Whether you have claustrophobia, fear of heights or just generally nervous, distractions can help make the trip seem easier and more manageable. Some planes have TV’s right in the seats, but many airlines are taking them out so bringing your own stuff is important. Distractions can be books, music, newspapers, crosswords, movies and TV shows (make sure they are downloaded before hand, depending on your flight you will either have no Wi-Fi, or you will have to pay). My most important distraction is gum. This simple distraction can be done everywhere, and can be calming if you need to fidget. I highly recommend it.

2) Don’t expect to sleep

Unless you are confident in your ability to fall asleep everywhere, you may struggle to sleep on the plane. This is definitely a down side to flying, especially when you have a red eye flight. You have limited space, the seats barely recline and it is flat out uncomfortable.
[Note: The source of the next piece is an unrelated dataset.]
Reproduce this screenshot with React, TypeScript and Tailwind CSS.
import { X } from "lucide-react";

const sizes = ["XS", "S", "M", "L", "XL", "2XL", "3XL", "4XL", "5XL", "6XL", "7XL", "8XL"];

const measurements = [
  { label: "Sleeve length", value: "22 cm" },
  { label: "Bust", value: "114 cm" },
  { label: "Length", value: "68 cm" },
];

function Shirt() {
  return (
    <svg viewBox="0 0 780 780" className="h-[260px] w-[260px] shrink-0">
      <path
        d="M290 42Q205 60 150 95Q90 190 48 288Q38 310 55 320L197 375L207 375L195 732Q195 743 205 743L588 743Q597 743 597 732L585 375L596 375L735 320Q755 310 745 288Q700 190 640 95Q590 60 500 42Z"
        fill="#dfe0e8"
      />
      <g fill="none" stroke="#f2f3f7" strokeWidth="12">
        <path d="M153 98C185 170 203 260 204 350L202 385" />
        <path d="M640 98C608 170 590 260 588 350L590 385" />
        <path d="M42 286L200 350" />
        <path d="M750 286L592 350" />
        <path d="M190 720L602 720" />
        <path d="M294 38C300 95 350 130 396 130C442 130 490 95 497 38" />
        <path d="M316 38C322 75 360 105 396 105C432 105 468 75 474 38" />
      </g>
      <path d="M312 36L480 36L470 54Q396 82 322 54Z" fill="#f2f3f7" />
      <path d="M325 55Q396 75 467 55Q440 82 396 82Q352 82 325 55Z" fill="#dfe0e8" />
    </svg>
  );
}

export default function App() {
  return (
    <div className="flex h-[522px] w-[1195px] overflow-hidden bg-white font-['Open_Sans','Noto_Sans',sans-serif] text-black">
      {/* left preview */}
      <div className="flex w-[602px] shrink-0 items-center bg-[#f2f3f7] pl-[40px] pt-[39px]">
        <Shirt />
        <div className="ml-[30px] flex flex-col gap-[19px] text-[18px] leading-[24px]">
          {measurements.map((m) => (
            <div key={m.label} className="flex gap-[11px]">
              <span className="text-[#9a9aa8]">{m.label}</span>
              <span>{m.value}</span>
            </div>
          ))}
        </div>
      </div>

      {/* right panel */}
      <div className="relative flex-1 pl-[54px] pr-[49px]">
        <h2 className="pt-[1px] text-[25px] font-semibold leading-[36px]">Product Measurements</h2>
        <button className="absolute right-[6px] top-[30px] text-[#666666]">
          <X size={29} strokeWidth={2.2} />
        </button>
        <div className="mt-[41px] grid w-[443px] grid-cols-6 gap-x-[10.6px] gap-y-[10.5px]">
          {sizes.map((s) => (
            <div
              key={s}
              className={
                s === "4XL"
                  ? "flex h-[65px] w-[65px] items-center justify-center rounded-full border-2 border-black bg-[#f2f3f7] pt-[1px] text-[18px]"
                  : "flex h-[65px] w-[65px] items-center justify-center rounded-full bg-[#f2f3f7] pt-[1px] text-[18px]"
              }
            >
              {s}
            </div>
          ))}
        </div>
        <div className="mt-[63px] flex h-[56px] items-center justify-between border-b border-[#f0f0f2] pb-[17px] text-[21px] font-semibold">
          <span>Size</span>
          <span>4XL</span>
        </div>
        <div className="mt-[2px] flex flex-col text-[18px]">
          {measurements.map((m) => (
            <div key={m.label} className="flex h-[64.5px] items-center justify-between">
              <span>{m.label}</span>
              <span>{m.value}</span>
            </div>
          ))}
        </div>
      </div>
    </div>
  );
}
I have gone on flights expecting to sleep through its entirety, but it always becomes a torturous restless lack of sleep. I now go on to planes with an open mind regarding sleep. If I happen to fall asleep, that great, but I won’t force myself because I know it simply won’t happen that way. This is better when I get off the plane since I am in a better mood and sleep deprived, then mad I couldn’t sleep sleep deprived. Consider what will be best for you.

3) Consider everything you may need on the flight
Now, there is a balance here as way too many passengers over pack then take up more then their share of the overhead cubbies. But if you are on a long flight, you may need snacks. Overnight? A light blanket or small pillow could help out a lot. Everything they sell on planes is over priced (which is annoying when you consider the expensive nature of the ticket to be there in the first place) so bringing your own stuff can do a lot of good. Look up what you are allowed to bring through customs when planning for bringing snacks. Food in airports tends to be very expensive. The only airport where food is reasonably priced (that I know of) is YVR, were the have rules in place. Yet best to be prepared, you will be flying for a while.
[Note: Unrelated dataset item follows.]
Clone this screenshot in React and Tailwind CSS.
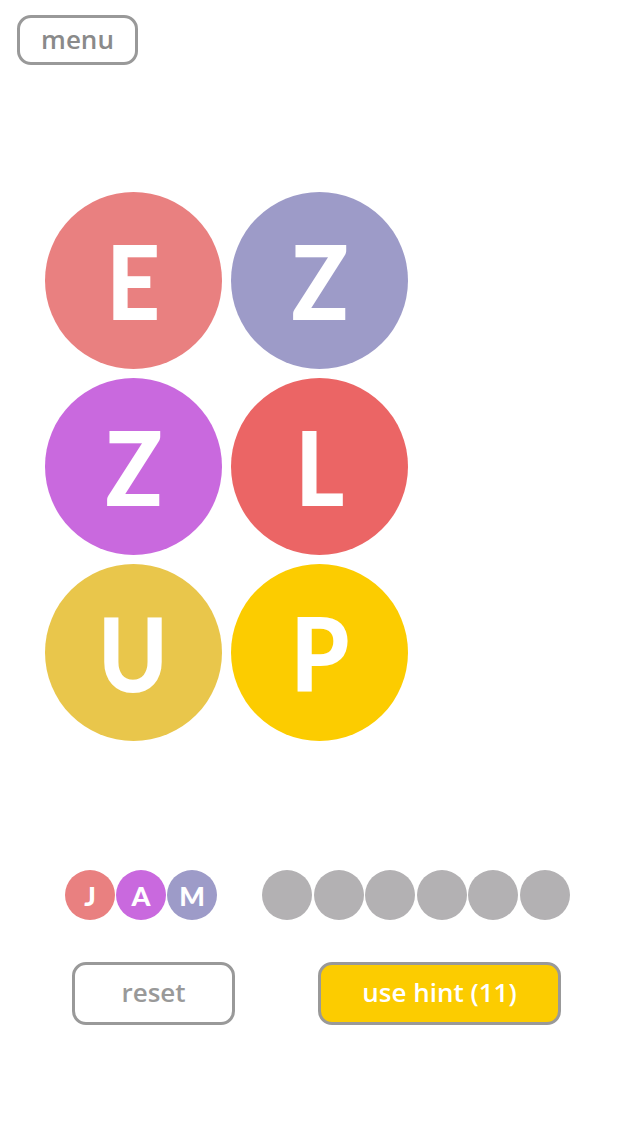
import React from "react";

const TILES = [
  { letter: "E", color: "bg-[#e98080]" },
  { letter: "Z", color: "bg-[#9d9bc8]" },
  { letter: "Z", color: "bg-[#c969de]" },
  { letter: "L", color: "bg-[#eb6565]" },
  { letter: "U", color: "bg-[#e9c64b]" },
  { letter: "P", color: "bg-[#fccc00]" },
];

const PICKED = [
  { letter: "J", color: "bg-[#e98080]" },
  { letter: "A", color: "bg-[#c969de]" },
  { letter: "M", color: "bg-[#9d9bc8]" },
];

const font = { fontFamily: "'Open Sans', Lato, sans-serif" };

export default function App() {
  return (
    <div className="w-[640px] h-[1136px] bg-white overflow-hidden" style={font}>
      {/* top bar */}
      <div className="pt-[15px] pl-[17px]">
        <button className="w-[121px] h-[50px] rounded-[14px] border-[3px] border-[#999] text-[#8a8a8a] text-[26px] font-semibold leading-none pb-[3px]">
          menu
        </button>
      </div>

      {/* letter board */}
      <div className="mt-[127px] pl-[45px]">
        <div className="grid grid-cols-[177px_177px] gap-x-[9px] gap-y-[9px]">
          {TILES.map((t, i) => (
            <div
              key={i}
              className={`w-[177px] h-[177px] rounded-full ${t.color} flex items-center justify-center`}
            >
              <span className="text-white text-[102px] font-black leading-none scale-x-[0.92]" style={{ fontFamily: "Lato, sans-serif" }}>
                {t.letter}
              </span>
            </div>
          ))}
        </div>
      </div>

      {/* answer slots */}
      <div className="mt-[129px] pl-[65px] flex items-center">
        <div className="flex gap-[1px]">
          {PICKED.map((p, i) => (
            <div
              key={i}
              className={`w-[50px] h-[50px] rounded-full ${p.color} flex items-center justify-center`}
            >
              <span className="text-white text-[27px] font-black leading-none" style={{ fontFamily: "Lato, sans-serif" }}>
                {p.letter}
              </span>
            </div>
          ))}
        </div>
        <div className="ml-[45px] flex gap-[1.5px]">
          {[0, 1, 2, 3, 4, 5].map((i) => (
            <div key={i} className="w-[50px] h-[50px] rounded-full bg-[#b3b1b3]" />
          ))}
        </div>
      </div>

      {/* actions */}
      <div className="mt-[42px] flex items-center">
        <button className="ml-[72px] w-[163px] h-[63px] rounded-[14px] border-[3px] border-[#999] bg-white text-[#999] text-[26px] font-semibold leading-none pb-[3px]">
          reset
        </button>
        <button className="ml-[83px] w-[243px] h-[63px] rounded-[14px] border-[3px] border-[#999] bg-[#fccc00] text-white text-[26px] font-semibold leading-none pb-[3px]">
          use hint (11)
        </button>
      </div>
    </div>
  );
}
When you really get down to it, flying isn’t that bad. Who knows, maybe the plane will take off and you’ll be perfectly fine? I’ve seen it happen many times before. I hope you have a peaceful and safe flight!


Traveller’s Weaknesses


Every person’s their own boundaries and weaknesses when travelling. This could be a fear, comfort zones or being a picky eater. These weaknesses are important to recognize to ensure you have the best trip possible. Through many trips I have discovered my own weaknesses and strategies to help get over them. Some common weaknesses are:

  1. Fears and Phobias 

    Fears and phobia’s may be the most troubling to deal with on a trip. They interfere with activities and sometimes travelling itself. If you have any fears you might want to research how they will effect you on your trip. If you have a phobia, it is best to prepare strategies in case you end up facing your fear. My own personal phobia is heights (I don’t know why I named my blog new heights travel, it’s ironic). This phobia prevents me from enjoying tall attractions. When faced with a situation like this, there are two options to choose from. You can face your fear, or you can not. I usually choose to face my fear with the knowledge that I will freak out and have to leave as soon as possible. I have done this many times, I spent a full minute on the top of the Empire State building before I had to call it quits. If you choose not to face your fear, don’t feel bad. You just saved yourself from paying an admission fee, and I believe the view from the bottom is just as good as the view from the top.

    Inside the lobby of the Empire State building
  2.    Temperature

    Travelling to a different climate can be difficult to adjust to. If you don’t live in a place that has extreme heat or cold, you may be in for a shock. Heat stroke or frostbite can definitely ruin a good trip. The best solution is to prepare ahead. I live in a cool climate so when I am visiting a hot place, I struggle. I dehydrate easily. If you dehydrate easily all I can say is carry lots of water on you at all times. You will save yourself from a headache and heat stroke. Also bring sun hats and sunscreen. I also suggest to take breaks from the heat by finding shade or an air-conditioned room. If you are from a warm climate, a cold climate is definitely something you should take seriously. Bring Jackets, hoodies and many layers. Depending on how cold the place is you may need snow gear.Snow gear includes snow boots, snow pants, snow jacket. You can buy these secondhand for our trip to save money. I suggest mittens over gloves as they keep your fingers warmer. A good toque is a must. You can also buy hand and foot warmers that go into your mittens or boots and they help provide heat. If you are not used to the cold, or become cold easily, these will quickly become your best friend. It also might be worth your time to learn how to identify frostbite. On a school skiing trip, a classmate got a frost bitten nose. Don’t underestimate the weather.

  3.  Comfort Zone

    This is different for everyone. It is important to feel comfortable on your trip, even though it is good to step out of your zone once in a while. For an example, if you don’t like crowds it is hard to avoid them at popular destinations. Face one or two, within your reason then take a breather.

When you travel, take notice about your preferences when abroad. You can make your life easier in the future and make every trip more enjoyable.